**** DATA SEGMENT

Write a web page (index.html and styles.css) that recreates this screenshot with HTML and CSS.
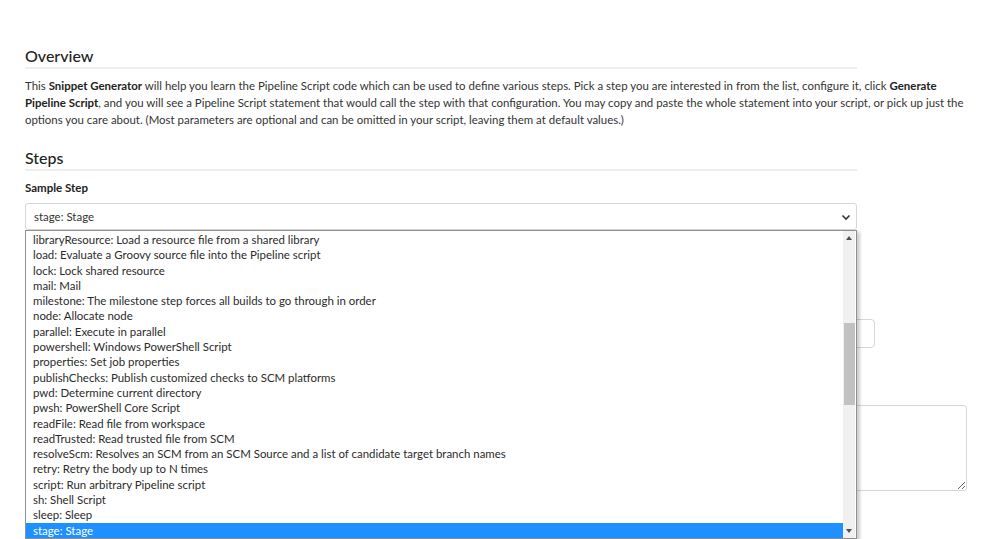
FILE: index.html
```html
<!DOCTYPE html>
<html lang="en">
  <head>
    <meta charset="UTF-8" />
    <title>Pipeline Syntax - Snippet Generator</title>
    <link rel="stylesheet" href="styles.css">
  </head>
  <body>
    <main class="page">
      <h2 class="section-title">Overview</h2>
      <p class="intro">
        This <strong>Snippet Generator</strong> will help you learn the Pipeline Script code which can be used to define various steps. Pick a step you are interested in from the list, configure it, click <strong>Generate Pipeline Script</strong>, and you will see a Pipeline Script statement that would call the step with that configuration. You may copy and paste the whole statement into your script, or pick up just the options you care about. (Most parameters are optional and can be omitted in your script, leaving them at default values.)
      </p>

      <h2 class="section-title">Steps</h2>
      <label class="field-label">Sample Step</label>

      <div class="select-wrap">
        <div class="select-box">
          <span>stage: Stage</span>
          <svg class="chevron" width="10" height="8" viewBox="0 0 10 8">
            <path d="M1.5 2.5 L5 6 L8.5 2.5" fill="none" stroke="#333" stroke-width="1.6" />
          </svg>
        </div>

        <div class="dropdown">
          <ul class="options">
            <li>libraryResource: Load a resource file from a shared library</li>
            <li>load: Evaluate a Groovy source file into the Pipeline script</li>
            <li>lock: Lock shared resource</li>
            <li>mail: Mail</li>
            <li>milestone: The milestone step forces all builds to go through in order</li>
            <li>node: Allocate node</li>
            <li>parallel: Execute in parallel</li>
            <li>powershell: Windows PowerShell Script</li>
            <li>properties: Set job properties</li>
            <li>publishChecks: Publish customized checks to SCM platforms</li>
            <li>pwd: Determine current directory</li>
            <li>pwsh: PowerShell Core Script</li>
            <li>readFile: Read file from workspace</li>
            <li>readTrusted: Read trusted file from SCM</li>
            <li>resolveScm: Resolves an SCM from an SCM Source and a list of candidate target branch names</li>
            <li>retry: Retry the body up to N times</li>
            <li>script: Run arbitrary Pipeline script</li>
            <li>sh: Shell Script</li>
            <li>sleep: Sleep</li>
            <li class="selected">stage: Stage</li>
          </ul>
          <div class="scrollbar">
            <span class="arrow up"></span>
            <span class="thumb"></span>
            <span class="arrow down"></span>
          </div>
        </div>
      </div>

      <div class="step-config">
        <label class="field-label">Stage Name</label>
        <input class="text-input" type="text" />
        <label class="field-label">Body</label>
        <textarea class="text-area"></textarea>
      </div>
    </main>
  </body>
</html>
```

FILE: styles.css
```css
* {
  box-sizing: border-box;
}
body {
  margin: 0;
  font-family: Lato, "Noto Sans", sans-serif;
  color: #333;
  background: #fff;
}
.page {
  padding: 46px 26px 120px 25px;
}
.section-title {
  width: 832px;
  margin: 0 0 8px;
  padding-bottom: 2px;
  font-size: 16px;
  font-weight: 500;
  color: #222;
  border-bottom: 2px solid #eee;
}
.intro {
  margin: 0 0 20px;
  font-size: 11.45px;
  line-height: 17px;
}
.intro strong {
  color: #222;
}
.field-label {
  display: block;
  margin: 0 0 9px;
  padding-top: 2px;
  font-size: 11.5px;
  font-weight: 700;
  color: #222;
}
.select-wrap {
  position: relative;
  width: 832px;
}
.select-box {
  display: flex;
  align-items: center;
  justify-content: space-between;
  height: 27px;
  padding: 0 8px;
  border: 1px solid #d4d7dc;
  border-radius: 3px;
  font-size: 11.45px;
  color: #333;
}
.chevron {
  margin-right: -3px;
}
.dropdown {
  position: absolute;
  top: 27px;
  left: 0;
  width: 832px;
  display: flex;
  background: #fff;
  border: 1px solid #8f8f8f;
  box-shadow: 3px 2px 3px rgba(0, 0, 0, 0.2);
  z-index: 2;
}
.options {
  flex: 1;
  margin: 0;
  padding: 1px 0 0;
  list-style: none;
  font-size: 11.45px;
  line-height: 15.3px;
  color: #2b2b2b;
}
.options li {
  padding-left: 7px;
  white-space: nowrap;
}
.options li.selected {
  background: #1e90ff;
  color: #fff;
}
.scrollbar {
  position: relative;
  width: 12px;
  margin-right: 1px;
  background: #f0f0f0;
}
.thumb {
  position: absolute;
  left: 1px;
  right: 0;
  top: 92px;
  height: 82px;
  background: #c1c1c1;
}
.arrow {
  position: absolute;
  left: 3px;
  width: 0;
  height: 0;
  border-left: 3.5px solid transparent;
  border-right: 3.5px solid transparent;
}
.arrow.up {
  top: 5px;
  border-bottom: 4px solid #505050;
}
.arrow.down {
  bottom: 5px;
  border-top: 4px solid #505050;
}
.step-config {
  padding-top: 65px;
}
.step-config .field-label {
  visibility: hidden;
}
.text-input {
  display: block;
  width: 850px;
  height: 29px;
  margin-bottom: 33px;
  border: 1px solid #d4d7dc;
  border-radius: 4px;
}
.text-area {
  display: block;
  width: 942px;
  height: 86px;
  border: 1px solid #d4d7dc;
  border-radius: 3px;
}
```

********

#### TASK REQUIREMENTS
Leaving out the pictures, repeat the data above exactly.

#### PROBLEM SOLUTION
Write a web page (index.html and styles.css) that recreates this screenshot with HTML and CSS.
FILE: index.html
```html
<!DOCTYPE html>
<html lang="en">
  <head>
    <meta charset="UTF-8" />
    <title>Pipeline Syntax - Snippet Generator</title>
    <link rel="stylesheet" href="styles.css">
  </head>
  <body>
    <main class="page">
      <h2 class="section-title">Overview</h2>
      <p class="intro">
        This <strong>Snippet Generator</strong> will help you learn the Pipeline Script code which can be used to define various steps. Pick a step you are interested in from the list, configure it, click <strong>Generate Pipeline Script</strong>, and you will see a Pipeline Script statement that would call the step with that configuration. You may copy and paste the whole statement into your script, or pick up just the options you care about. (Most parameters are optional and can be omitted in your script, leaving them at default values.)
      </p>

      <h2 class="section-title">Steps</h2>
      <label class="field-label">Sample Step</label>

      <div class="select-wrap">
        <div class="select-box">
          <span>stage: Stage</span>
          <svg class="chevron" width="10" height="8" viewBox="0 0 10 8">
            <path d="M1.5 2.5 L5 6 L8.5 2.5" fill="none" stroke="#333" stroke-width="1.6" />
          </svg>
        </div>

        <div class="dropdown">
          <ul class="options">
            <li>libraryResource: Load a resource file from a shared library</li>
            <li>load: Evaluate a Groovy source file into the Pipeline script</li>
            <li>lock: Lock shared resource</li>
            <li>mail: Mail</li>
            <li>milestone: The milestone step forces all builds to go through in order</li>
            <li>node: Allocate node</li>
            <li>parallel: Execute in parallel</li>
            <li>powershell: Windows PowerShell Script</li>
            <li>properties: Set job properties</li>
            <li>publishChecks: Publish customized checks to SCM platforms</li>
            <li>pwd: Determine current directory</li>
            <li>pwsh: PowerShell Core Script</li>
            <li>readFile: Read file from workspace</li>
            <li>readTrusted: Read trusted file from SCM</li>
            <li>resolveScm: Resolves an SCM from an SCM Source and a list of candidate target branch names</li>
            <li>retry: Retry the body up to N times</li>
            <li>script: Run arbitrary Pipeline script</li>
            <li>sh: Shell Script</li>
            <li>sleep: Sleep</li>
            <li class="selected">stage: Stage</li>
          </ul>
          <div class="scrollbar">
            <span class="arrow up"></span>
            <span class="thumb"></span>
            <span class="arrow down"></span>
          </div>
        </div>
      </div>

      <div class="step-config">
        <label class="field-label">Stage Name</label>
        <input class="text-input" type="text" />
        <label class="field-label">Body</label>
        <textarea class="text-area"></textarea>
      </div>
    </main>
  </body>
</html>
```

FILE: styles.css
```css
* {
  box-sizing: border-box;
}
body {
  margin: 0;
  font-family: Lato, "Noto Sans", sans-serif;
  color: #333;
  background: #fff;
}
.page {
  padding: 46px 26px 120px 25px;
}
.section-title {
  width: 832px;
  margin: 0 0 8px;
  padding-bottom: 2px;
  font-size: 16px;
  font-weight: 500;
  color: #222;
  border-bottom: 2px solid #eee;
}
.intro {
  margin: 0 0 20px;
  font-size: 11.45px;
  line-height: 17px;
}
.intro strong {
  color: #222;
}
.field-label {
  display: block;
  margin: 0 0 9px;
  padding-top: 2px;
  font-size: 11.5px;
  font-weight: 700;
  color: #222;
}
.select-wrap {
  position: relative;
  width: 832px;
}
.select-box {
  display: flex;
  align-items: center;
  justify-content: space-between;
  height: 27px;
  padding: 0 8px;
  border: 1px solid #d4d7dc;
  border-radius: 3px;
  font-size: 11.45px;
  color: #333;
}
.chevron {
  margin-right: -3px;
}
.dropdown {
  position: absolute;
  top: 27px;
  left: 0;
  width: 832px;
  display: flex;
  background: #fff;
  border: 1px solid #8f8f8f;
  box-shadow: 3px 2px 3px rgba(0, 0, 0, 0.2);
  z-index: 2;
}
.options {
  flex: 1;
  margin: 0;
  padding: 1px 0 0;
  list-style: none;
  font-size: 11.45px;
  line-height: 15.3px;
  color: #2b2b2b;
}
.options li {
  padding-left: 7px;
  white-space: nowrap;
}
.options li.selected {
  background: #1e90ff;
  color: #fff;
}
.scrollbar {
  position: relative;
  width: 12px;
  margin-right: 1px;
  background: #f0f0f0;
}
.thumb {
  position: absolute;
  left: 1px;
  right: 0;
  top: 92px;
  height: 82px;
  background: #c1c1c1;
}
.arrow {
  position: absolute;
  left: 3px;
  width: 0;
  height: 0;
  border-left: 3.5px solid transparent;
  border-right: 3.5px solid transparent;
}
.arrow.up {
  top: 5px;
  border-bottom: 4px solid #505050;
}
.arrow.down {
  bottom: 5px;
  border-top: 4px solid #505050;
}
.step-config {
  padding-top: 65px;
}
.step-config .field-label {
  visibility: hidden;
}
.text-input {
  display: block;
  width: 850px;
  height: 29px;
  margin-bottom: 33px;
  border: 1px solid #d4d7dc;
  border-radius: 4px;
}
.text-area {
  display: block;
  width: 942px;
  height: 86px;
  border: 1px solid #d4d7dc;
  border-radius: 3px;
}
```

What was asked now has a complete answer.